A cantora, modelo e compositora clássica Ana Schurmann, natural de Florianópolis, uniu arte e ciência de forma pioneira ao criar, ao lado de pesquisadores brasileiros, o que está sendo chamado de "primeira sinfonia do universo". A obra musical, intitulada The Harmonic Universe (Chirp Symphony), foi concebida a partir da tradução artística de sinais de ondas gravitacionais detectados por observatórios internacionais.
Da física para as teclas do piano
O projeto nasceu da curiosidade inquieta de Ana Schurmann, que se perguntou como seria a música do cosmos. Para encontrar a resposta, ela buscou a colaboração dos físicos Cássius de Melo, professor da Universidade Federal de Alfenas, e Regiley Pimenta, doutorando do Instituto Tecnológico da Aeronáutica (ITA). Juntos, eles integram a colaboração científica internacional LIGO/Virgo/KAGRA.
Os pesquisadores explicam que as ondas gravitacionais são ondulações minúsculas no tecido do espaço-tempo, causadas por eventos cósmicos cataclísmicos, como a fusão de buracos negros. "É uma vibração tão minúscula que é menor do que um próton", detalha Cássius de Melo, destacando a extrema sensibilidade necessária para detectá-las.
O processo de tradução cósmica
A inovação do grupo foi ir além da simples sonificação, que converte frequências diretamente em som, resultando muitas vezes em ruídos. Eles desenvolveram um método para transformar os dados em música harmônica. O processo seguiu estas etapas:
- Acesso aos dados de ondas gravitacionais de três períodos de observação (2015-2016, 2016-2017 e 2019) do banco aberto da LIGO/Virgo/KAGRA.
- Transformação dos sinais em espectrogramas (representações visuais).
- Identificação do redshift (pico de frequência) de cada evento e sua sonificação.
- Seleção dos eventos mais harmônicos, em ordem cronológica, para formar a base da composição.
- Uso da teoria do campo harmônico para criar acordes e da informação sobre a localização e distância das ondas para definir o momento de entrada de cada acorde na música.
Com a estrutura definida por um algoritmo, coube a Ana Schurmann a interpretação artística. A sinfonia foi lançada em 11 de novembro, com a artista tocando ao piano a composição que nasceu dos segredos do universo.
Uma ponte entre mundos distintos
Para Ana, listada na seleta Under 30 da Forbes Brasil em 2023, o projeto representou um desafio profundo e uma união improvável. "De onde que uma artista manezinha... iria falar com a LIGO/Virgo e com cientistas do ITA?", reflete ela, celebrando a conexão entre a arte pop e a física de ponta.

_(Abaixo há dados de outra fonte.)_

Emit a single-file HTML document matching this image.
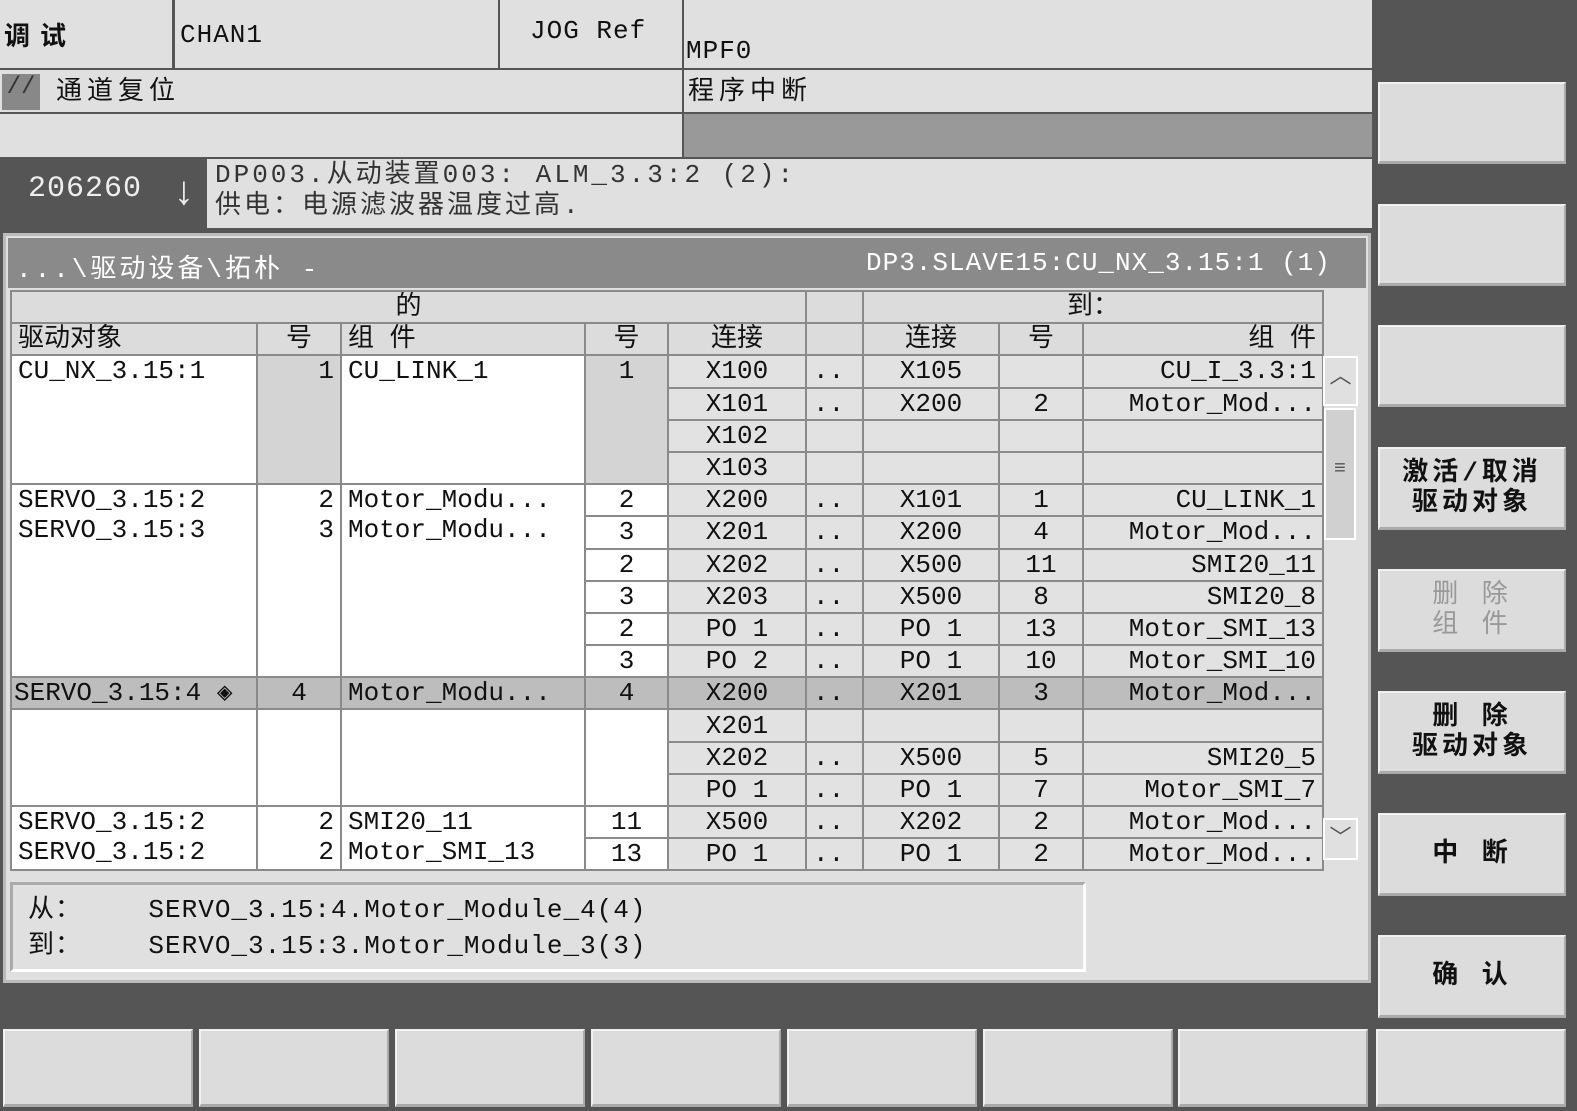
<!DOCTYPE html><html><head><meta charset="utf-8"><style>
body{margin:0;width:1577px;height:1111px;background:#555;position:relative;overflow:hidden;font-family:"Liberation Mono","WenQuanYi Zen Hei","Noto Sans CJK SC",monospace;color:#111}
.a{position:absolute;box-sizing:border-box}
.l{background:#e0e0e0}
.t{font-size:26px;white-space:pre;letter-spacing:1px}
.k{position:absolute;box-sizing:border-box;background:#dcdcdc;border-top:2px solid #f0f0f0;border-left:2px solid #f0f0f0;border-bottom:3px solid #aaa;border-right:2px solid #aaa;font-size:26px;text-align:center;display:flex;align-items:center;justify-content:center;line-height:30px;font-weight:bold;letter-spacing:4px}
table{position:absolute;left:10px;top:290px;border-collapse:collapse;table-layout:fixed;font-size:26px}
td{border:2px solid #8a8a8a;height:30px;padding:0 6px;white-space:nowrap;overflow:hidden;background:#e2e2e2;line-height:30px;box-sizing:content-box}
tr{height:32.2px}
td.w{background:#fff;vertical-align:top}
td.g{background:#d4d4d4;vertical-align:top}
td.c{text-align:center}td.r{text-align:right}
tr.h td{background:#bdbdbd}
thead td{background:#dcdcdc}
</style></head><body>
<div class="a l" style="left:0;top:0;width:172px;height:68px"></div>
<div class="a t" style="left:4px;top:16px;font-weight:bold;letter-spacing:10px">调试</div>
<div class="a l" style="left:175px;top:0;width:323px;height:68px"></div>
<div class="a t" style="left:180px;top:20px">CHAN1</div>
<div class="a l" style="left:500px;top:0;width:182px;height:68px"></div>
<div class="a t" style="left:530px;top:16px">JOG Ref</div>
<div class="a l" style="left:684px;top:0;width:688px;height:68px"></div>
<div class="a t" style="left:686px;top:36px">MPF0</div>
<div class="a l" style="left:0;top:70px;width:682px;height:42px"></div>
<div class="a" style="left:2px;top:74px;width:38px;height:36px;background:#888;color:#333;font-size:24px;text-align:center">//</div>
<div class="a t" style="left:56px;top:70px;letter-spacing:5px">通道复位</div>
<div class="a l" style="left:684px;top:70px;width:688px;height:42px"></div>
<div class="a t" style="left:688px;top:70px;letter-spacing:5px">程序中断</div>
<div class="a l" style="left:0;top:114px;width:682px;height:43px"></div>
<div class="a" style="left:684px;top:114px;width:688px;height:43px;background:#999"></div>
<div class="a l" style="left:207px;top:159px;width:1165px;height:69px"></div>
<div class="a t" style="left:28px;top:172px;color:#eee;font-size:30px">206260</div>
<div class="a" style="left:172px;top:172px;color:#eee;font-size:40px;font-weight:bold">↓</div>
<div class="a t" style="left:215px;top:160px;line-height:31px;color:#333;letter-spacing:3px">DP003.从动装置003: ALM_3.3:2 (2):
供电：电源滤波器温度过高.</div>
<div class="a" style="left:3px;top:233px;width:1368px;height:750px;background:#e0e0e0;border:3px solid #bbb"></div>
<div class="a" style="left:8px;top:238px;width:1358px;height:50px;background:#8a8a8a"></div>
<div class="a t" style="left:16px;top:248px;color:#fff;letter-spacing:3px">...\驱动设备\拓朴 -</div>
<div class="a t" style="left:866px;top:248px;color:#fff">DP3.SLAVE15:CU_NX_3.15:1 (1)</div>
<table>
<colgroup><col style="width:246px"><col style="width:84px"><col style="width:244px"><col style="width:83px"><col style="width:138px"><col style="width:57px"><col style="width:136px"><col style="width:84px"><col style="width:240px"></colgroup>
<thead><tr><td colspan="5" class="c">的</td><td></td><td colspan="3" class="c">到：</td></tr>
<tr><td>驱动对象</td><td class="c">号</td><td>组 件</td><td class="c">号</td><td class="c">连接</td><td></td><td class="c">连接</td><td class="c">号</td><td class="r">组 件</td></tr></thead>
<tbody>
<tr><td class="w" rowspan="4">CU_NX_3.15:1</td><td class="g r" rowspan="4">1</td><td class="w" rowspan="4">CU_LINK_1</td><td class="g c" rowspan="4">1</td><td class="c">X100</td><td>..</td><td class="c">X105</td><td></td><td class="r">CU_I_3.3:1</td></tr>
<tr><td class="c">X101</td><td>..</td><td class="c">X200</td><td class="c">2</td><td class="r">Motor_Mod...</td></tr>
<tr><td class="c">X102</td><td></td><td></td><td></td><td></td></tr>
<tr><td class="c">X103</td><td></td><td></td><td></td><td></td></tr>
<tr><td class="w" rowspan="6">SERVO_3.15:2<br>SERVO_3.15:3</td><td class="w r" rowspan="6">2<br>3</td><td class="w" rowspan="6">Motor_Modu...<br>Motor_Modu...</td><td class="w c">2</td><td class="c">X200</td><td>..</td><td class="c">X101</td><td class="c">1</td><td class="r">CU_LINK_1</td></tr>
<tr><td class="w c">3</td><td class="c">X201</td><td>..</td><td class="c">X200</td><td class="c">4</td><td class="r">Motor_Mod...</td></tr>
<tr><td class="w c">2</td><td class="c">X202</td><td>..</td><td class="c">X500</td><td class="c">11</td><td class="r">SMI20_11</td></tr>
<tr><td class="w c">3</td><td class="c">X203</td><td>..</td><td class="c">X500</td><td class="c">8</td><td class="r">SMI20_8</td></tr>
<tr><td class="w c">2</td><td class="c">PO 1</td><td>..</td><td class="c">PO 1</td><td class="c">13</td><td class="r">Motor_SMI_13</td></tr>
<tr><td class="w c">3</td><td class="c">PO 2</td><td>..</td><td class="c">PO 1</td><td class="c">10</td><td class="r">Motor_SMI_10</td></tr>
<tr class="h"><td style="padding:0 2px">SERVO_3.15:4 ◈</td><td class="c">4</td><td>Motor_Modu...</td><td class="c">4</td><td class="c">X200</td><td>..</td><td class="c">X201</td><td class="c">3</td><td class="r">Motor_Mod...</td></tr>
<tr><td class="w" rowspan="3"></td><td class="w" rowspan="3"></td><td class="w" rowspan="3"></td><td class="w" rowspan="3"></td><td class="c">X201</td><td></td><td></td><td></td><td></td></tr>
<tr><td class="c">X202</td><td>..</td><td class="c">X500</td><td class="c">5</td><td class="r">SMI20_5</td></tr>
<tr><td class="c">PO 1</td><td>..</td><td class="c">PO 1</td><td class="c">7</td><td class="r">Motor_SMI_7</td></tr>
<tr><td class="w" rowspan="2">SERVO_3.15:2<br>SERVO_3.15:2</td><td class="w r" rowspan="2">2<br>2</td><td class="w" rowspan="2">SMI20_11<br>Motor_SMI_13</td><td class="w c">11</td><td class="c">X500</td><td>..</td><td class="c">X202</td><td class="c">2</td><td class="r">Motor_Mod...</td></tr>
<tr><td class="w c">13</td><td class="c">PO 1</td><td>..</td><td class="c">PO 1</td><td class="c">2</td><td class="r">Motor_Mod...</td></tr>
</tbody></table>
<div class="a" style="left:1323px;top:356px;width:35px;height:50px;border:2px solid #fff;text-align:center;font-size:22px;color:#555">︿</div>
<div class="a" style="left:1324px;top:408px;width:32px;height:132px;background:#d0d0d0;border:2px solid #fff;text-align:center;padding-top:48px;font-size:20px;color:#555">≡</div>
<div class="a" style="left:1323px;top:818px;width:35px;height:42px;border:2px solid #fff;text-align:center;font-size:22px;color:#555">﹀</div>
<div class="a" style="left:10px;top:882px;width:1076px;height:90px;border:3px solid #fff;border-top-color:#aaa;border-left-color:#aaa"></div>
<div class="a t" style="left:28px;top:892px;line-height:36px">从：    SERVO_3.15:4.Motor_Module_4(4)
到：    SERVO_3.15:3.Motor_Module_3(3)</div>
<div class="k" style="left:1378px;top:82px;width:188px;height:82px"></div>
<div class="k" style="left:1378px;top:204px;width:188px;height:82px"></div>
<div class="k" style="left:1378px;top:325px;width:188px;height:82px"></div>
<div class="k" style="left:1378px;top:447px;width:188px;height:83px">激活/取消<br>驱动对象</div>
<div class="k" style="left:1378px;top:569px;width:188px;height:83px;color:#999;font-weight:normal">删  除<br>组  件</div>
<div class="k" style="left:1378px;top:691px;width:188px;height:83px">删   除<br>驱动对象</div>
<div class="k" style="left:1378px;top:813px;width:188px;height:83px">中 断</div>
<div class="k" style="left:1378px;top:935px;width:188px;height:83px">确 认</div>
<div class="k" style="left:3px;top:1029px;width:190px;height:78px"></div>
<div class="k" style="left:199px;top:1029px;width:190px;height:78px"></div>
<div class="k" style="left:395px;top:1029px;width:190px;height:78px"></div>
<div class="k" style="left:591px;top:1029px;width:190px;height:78px"></div>
<div class="k" style="left:787px;top:1029px;width:190px;height:78px"></div>
<div class="k" style="left:983px;top:1029px;width:190px;height:78px"></div>
<div class="k" style="left:1178px;top:1029px;width:190px;height:78px"></div>
<div class="k" style="left:1376px;top:1029px;width:190px;height:78px"></div>
</body></html>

O trabalho também se configura como uma potente ferramenta de divulgação científica, tornando conceitos complexos e abstratos acessíveis através da experiência sensorial da música. Após a experiência transformadora, Ana Schurmann planeja lançar um álbum inteiro baseado em suas pesquisas científicas, explorando sons que dialogam com a natureza, a dança e o cosmos.